In relation to persons involved in the reticulation of gas (authorized reticulators and licensed distributors), the duties are as follows:

(a) to ensure that such persons satisfy, so far as it is economical for them to do so, all reasonable demands for the conveyance of gas;

Comment MK

Gas is not conveyed to end-uses of heated water that is centrally heated in a communal water tank on the common property infrastructure of Lessors as Developers/Landlords of Owners’ Corporations (body corporate entity)

The Gas Act 2006 (NSW) describes distribution pipeline as follows

"distribution pipeline" means the gas pipes and associated equipment that are used to convey and control the conveyance of natural gas to the premises of customers, but does not include:

(a) any pipeline in respect of which a licence is in force under the Pipelines Act 1967 (other than a pipeline that the regulations declare to be, or to form part of, a distribution pipeline), or

(b) any gas installation, or

(c) any gas pipe or associated equipment that is wholly situated on land owned by the person who owns or controls the gas pipe or equipment, or

(d) any gas pipe or associated equipment that the regulations declare not to be, or not to form part of, a distribution pipeline.

Water infrastructure and water services pipes reticulated from a single boiler tank heated water after being supplied with gas to heat that water are not part of that system or gas conveyance equipment.

Similar arguments apply to other jurisdictional or national provisions in place or contemplated.”

No direct flow of gas (or electricity) – no sale or supply of those commodities.

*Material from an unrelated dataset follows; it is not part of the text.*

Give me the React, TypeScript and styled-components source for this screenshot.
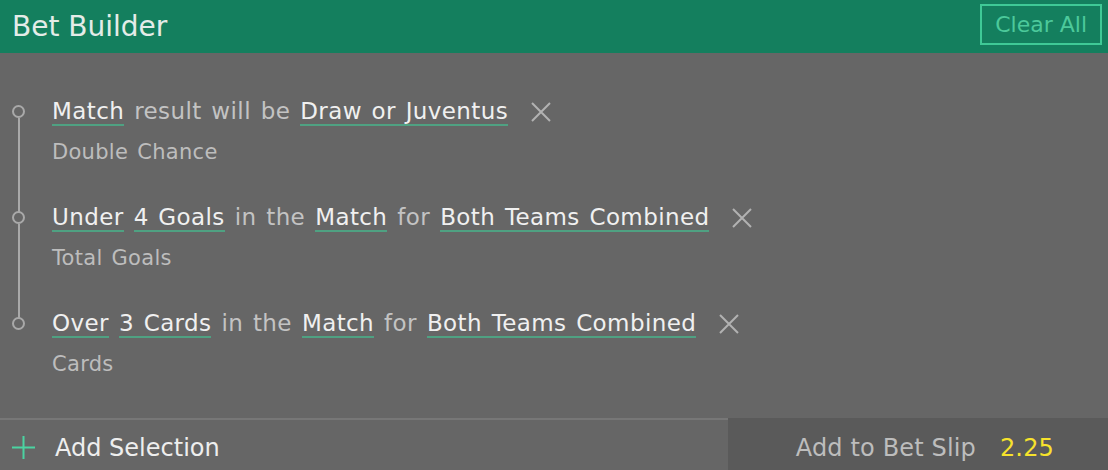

His simple concept has been rendered unjust by using water meters and infrastructure to attempt to calculate alleged consumption of gas when none is delivered.

A single reading of a single gas meter needs to occur; the proper calculation of total gas supplied to a single boiler tanks; the proper contractual relationship determined and acknowledged and a single bill for total gas supplied sent to the Developer or Owners’ Corporation who requested the gas equipment and/or servicing of unnecessary water infrastructure in connection with calculation of consumption.

For renting residential tenants, heated water is an integral part of mandated lease agreements between landlords and tenants; if after is to be charged for, a separate water meter measuring solely consumption of water – in some states relating only to excess water; in others only chargeable if water efficient devises exist; in all cases at the cold water rate unless there is a separate gas meter through which direct and accurate actual gas consumption can be calculated for individuals.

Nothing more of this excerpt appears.